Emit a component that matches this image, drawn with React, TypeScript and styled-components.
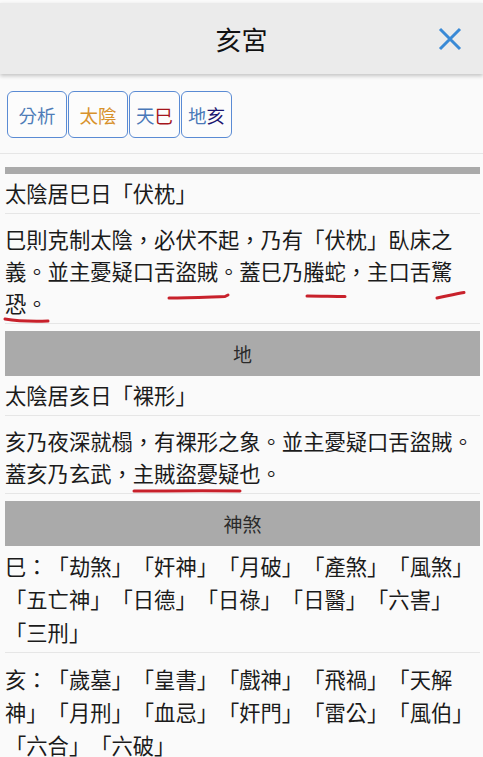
import React from 'react';
import styled, { createGlobalStyle } from 'styled-components';

const GlobalStyle = createGlobalStyle`
  html, body {
    margin: 0;
    padding: 0;
    background: #fafafa;
  }
  body {
    font-family: "Noto Sans CJK TC", "Noto Sans CJK SC", "Noto Sans", sans-serif;
    color: #1b1b1b;
    text-spacing-trim: space-all;
    font-kerning: none;
  }
`;

// Styled Components
const Root = styled.div`
  width: 483px;
  min-height: 757px;
  overflow: hidden;
`;

const Header = styled.div`
  margin-top: 3px;
  height: 71px;
  background: #ebebeb;
  box-shadow: 0 2px 4px rgba(0, 0, 0, 0.22);
  display: flex;
  align-items: center;
  justify-content: center;
  position: relative;
`;

const Title = styled.div`
  font-size: 26px;
  line-height: 1;
  color: #111;
`;

const CloseButton = styled.button`
  position: absolute;
  right: 19px;
  top: 22px;
  width: 28px;
  height: 28px;
  padding: 0;
  border: none;
  background: none;
  display: flex;
  align-items: center;
  justify-content: center;
`;

const Tabs = styled.div`
  display: flex;
  gap: 1px;
  padding: 17px 0 15px 7px;
  height: 47px;
  border-bottom: 1px solid #e6e6e6;
`;

const Tab = styled.button<{ $pad: number }>`
  height: 47px;
  padding: 0 ${p => p.$pad}px;
  border: 1.5px solid #5a8bd4;
  border-radius: 6px;
  background: #fcfcfc;
  font-family: inherit;
  font-size: 18.5px;
  display: flex;
  align-items: center;
`;

const Ch = styled.span<{ $color: string }>`
  color: ${p => p.$color};
`;

const Content = styled.div`
  margin: 0 3px 0 5px;
`;

const ThinBar = styled.div`
  margin-top: 13px;
  height: 7px;
  background: #aaaaaa;
`;

const SectionHeader = styled.div`
  margin-top: 7px;
  height: 45px;
  background: #aaaaaa;
  display: flex;
  align-items: center;
  justify-content: center;
  font-size: 19px;
  color: #2a2a2a;
`;

const Row = styled.div<{ $first?: boolean; $lh?: number }>`
  padding: ${p => (p.$first ? '3px' : '9px')} 0 4px;
  border-bottom: 1px solid #e6e6e6;
  font-size: 21.3px;
  line-height: ${p => p.$lh ?? 32}px;
`;

const Mark = styled.span`
  position: relative;
`;

const Ink = styled.svg<{ $left: number; $top: number }>`
  position: absolute;
  left: ${p => p.$left}px;
  top: calc(100% + ${p => p.$top}px);
  overflow: visible;
  pointer-events: none;
`;

function Scribble({ w, left, top, d }: { w: number; left: number; top: number; d: string }) {
  return (
    <Ink $left={left} $top={top} width={w} height={10} viewBox={`0 0 ${w} 10`}>
      <path d={d} fill="none" stroke="#c8212b" strokeWidth="3" strokeLinecap="round" strokeLinejoin="round" />
    </Ink>
  );
}

function CloseIcon() {
  return (
    <svg width="24" height="24" viewBox="0 0 24 24">
      <path d="M2 2 L22 22 M22 2 L2 22" stroke="#3a8ad6" strokeWidth="3" strokeLinecap="butt" />
    </svg>
  );
}

function App() {
  return (
    <Root>
      <GlobalStyle />
      <Header>
        <Title>亥宮</Title>
        <CloseButton aria-label="close">
          <CloseIcon />
        </CloseButton>
      </Header>

      <Tabs>
        <Tab $pad={10.5}>
          <Ch $color="#4f7db8">分析</Ch>
        </Tab>
        <Tab $pad={10.5}>
          <Ch $color="#d8922c">太陰</Ch>
        </Tab>
        <Tab $pad={6}>
          <Ch $color="#4a78b8">天</Ch>
          <Ch $color="#a5151b">巳</Ch>
        </Tab>
        <Tab $pad={6}>
          <Ch $color="#4a78b8">地</Ch>
          <Ch $color="#1c1670">亥</Ch>
        </Tab>
      </Tabs>

      <Content>
        <ThinBar />
        <Row $first>太陰居巳日「伏枕」</Row>
        <Row>
          巳則克制太陰，必伏不起，乃有「伏枕」臥床之義。並主憂疑口舌
          <Mark>
            盜賊
            <Scribble w={60} left={-6} top={8} d="M0 4 C 20 4, 40 3, 56 2.5 L 59 1" />
          </Mark>
          。蓋巳乃
          <Mark>
            螣蛇
            <Scribble w={40} left={4} top={7} d="M0 3 C 14 3, 26 3.5, 38 3.5" />
          </Mark>
          ，主口舌
          <Mark>
            驚
            <Scribble w={28} left={6} top={5} d="M0 7 C 10 5, 18 3, 27 1.5" />
          </Mark>
          <Mark>
            恐。
            <Scribble w={44} left={0} top={-1} d="M0 2 C 12 4, 28 4.5, 43 4" />
          </Mark>
        </Row>

        <SectionHeader>地</SectionHeader>
        <Row $first>太陰居亥日「裸形」</Row>
        <Row>
          亥乃夜深就榻，有裸形之象。並主憂疑口舌盜賊。蓋亥乃玄武，
          <Mark>
            主賊盜憂疑
            <Scribble w={107} left={1} top={0} d="M0 3 C 30 3, 70 2.5, 106 3" />
          </Mark>
          也。
        </Row>

        <SectionHeader>神煞</SectionHeader>
        <Row $first $lh={33}>巳：「劫煞」「奸神」「月破」「產煞」「風煞」「五亡神」「日德」「日祿」「日醫」「六害」「三刑」</Row>
        <Row $lh={33}>亥：「歲墓」「皇書」「戲神」「飛禍」「天解神」「月刑」「血忌」「奸門」「雷公」「風伯」「六合」「六破」</Row>
      </Content>
    </Root>
  );
}

export default App;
==============================
Exclude the images and reproduce the remaining data exactly.

Emit a component that matches this image, drawn with React, TypeScript and styled-components.
import React from 'react';
import styled, { createGlobalStyle } from 'styled-components';

const GlobalStyle = createGlobalStyle`
  html, body {
    margin: 0;
    padding: 0;
    background: #fafafa;
  }
  body {
    font-family: "Noto Sans CJK TC", "Noto Sans CJK SC", "Noto Sans", sans-serif;
    color: #1b1b1b;
    text-spacing-trim: space-all;
    font-kerning: none;
  }
`;

// Styled Components
const Root = styled.div`
  width: 483px;
  min-height: 757px;
  overflow: hidden;
`;

const Header = styled.div`
  margin-top: 3px;
  height: 71px;
  background: #ebebeb;
  box-shadow: 0 2px 4px rgba(0, 0, 0, 0.22);
  display: flex;
  align-items: center;
  justify-content: center;
  position: relative;
`;

const Title = styled.div`
  font-size: 26px;
  line-height: 1;
  color: #111;
`;

const CloseButton = styled.button`
  position: absolute;
  right: 19px;
  top: 22px;
  width: 28px;
  height: 28px;
  padding: 0;
  border: none;
  background: none;
  display: flex;
  align-items: center;
  justify-content: center;
`;

const Tabs = styled.div`
  display: flex;
  gap: 1px;
  padding: 17px 0 15px 7px;
  height: 47px;
  border-bottom: 1px solid #e6e6e6;
`;

const Tab = styled.button<{ $pad: number }>`
  height: 47px;
  padding: 0 ${p => p.$pad}px;
  border: 1.5px solid #5a8bd4;
  border-radius: 6px;
  background: #fcfcfc;
  font-family: inherit;
  font-size: 18.5px;
  display: flex;
  align-items: center;
`;

const Ch = styled.span<{ $color: string }>`
  color: ${p => p.$color};
`;

const Content = styled.div`
  margin: 0 3px 0 5px;
`;

const ThinBar = styled.div`
  margin-top: 13px;
  height: 7px;
  background: #aaaaaa;
`;

const SectionHeader = styled.div`
  margin-top: 7px;
  height: 45px;
  background: #aaaaaa;
  display: flex;
  align-items: center;
  justify-content: center;
  font-size: 19px;
  color: #2a2a2a;
`;

const Row = styled.div<{ $first?: boolean; $lh?: number }>`
  padding: ${p => (p.$first ? '3px' : '9px')} 0 4px;
  border-bottom: 1px solid #e6e6e6;
  font-size: 21.3px;
  line-height: ${p => p.$lh ?? 32}px;
`;

const Mark = styled.span`
  position: relative;
`;

const Ink = styled.svg<{ $left: number; $top: number }>`
  position: absolute;
  left: ${p => p.$left}px;
  top: calc(100% + ${p => p.$top}px);
  overflow: visible;
  pointer-events: none;
`;

function Scribble({ w, left, top, d }: { w: number; left: number; top: number; d: string }) {
  return (
    <Ink $left={left} $top={top} width={w} height={10} viewBox={`0 0 ${w} 10`}>
      <path d={d} fill="none" stroke="#c8212b" strokeWidth="3" strokeLinecap="round" strokeLinejoin="round" />
    </Ink>
  );
}

function CloseIcon() {
  return (
    <svg width="24" height="24" viewBox="0 0 24 24">
      <path d="M2 2 L22 22 M22 2 L2 22" stroke="#3a8ad6" strokeWidth="3" strokeLinecap="butt" />
    </svg>
  );
}

function App() {
  return (
    <Root>
      <GlobalStyle />
      <Header>
        <Title>亥宮</Title>
        <CloseButton aria-label="close">
          <CloseIcon />
        </CloseButton>
      </Header>

      <Tabs>
        <Tab $pad={10.5}>
          <Ch $color="#4f7db8">分析</Ch>
        </Tab>
        <Tab $pad={10.5}>
          <Ch $color="#d8922c">太陰</Ch>
        </Tab>
        <Tab $pad={6}>
          <Ch $color="#4a78b8">天</Ch>
          <Ch $color="#a5151b">巳</Ch>
        </Tab>
        <Tab $pad={6}>
          <Ch $color="#4a78b8">地</Ch>
          <Ch $color="#1c1670">亥</Ch>
        </Tab>
      </Tabs>

      <Content>
        <ThinBar />
        <Row $first>太陰居巳日「伏枕」</Row>
        <Row>
          巳則克制太陰，必伏不起，乃有「伏枕」臥床之義。並主憂疑口舌
          <Mark>
            盜賊
            <Scribble w={60} left={-6} top={8} d="M0 4 C 20 4, 40 3, 56 2.5 L 59 1" />
          </Mark>
          。蓋巳乃
          <Mark>
            螣蛇
            <Scribble w={40} left={4} top={7} d="M0 3 C 14 3, 26 3.5, 38 3.5" />
          </Mark>
          ，主口舌
          <Mark>
            驚
            <Scribble w={28} left={6} top={5} d="M0 7 C 10 5, 18 3, 27 1.5" />
          </Mark>
          <Mark>
            恐。
            <Scribble w={44} left={0} top={-1} d="M0 2 C 12 4, 28 4.5, 43 4" />
          </Mark>
        </Row>

        <SectionHeader>地</SectionHeader>
        <Row $first>太陰居亥日「裸形」</Row>
        <Row>
          亥乃夜深就榻，有裸形之象。並主憂疑口舌盜賊。蓋亥乃玄武，
          <Mark>
            主賊盜憂疑
            <Scribble w={107} left={1} top={0} d="M0 3 C 30 3, 70 2.5, 106 3" />
          </Mark>
          也。
        </Row>

        <SectionHeader>神煞</SectionHeader>
        <Row $first $lh={33}>巳：「劫煞」「奸神」「月破」「產煞」「風煞」「五亡神」「日德」「日祿」「日醫」「六害」「三刑」</Row>
        <Row $lh={33}>亥：「歲墓」「皇書」「戲神」「飛禍」「天解神」「月刑」「血忌」「奸門」「雷公」「風伯」「六合」「六破」</Row>
      </Content>
    </Root>
  );
}

export default App;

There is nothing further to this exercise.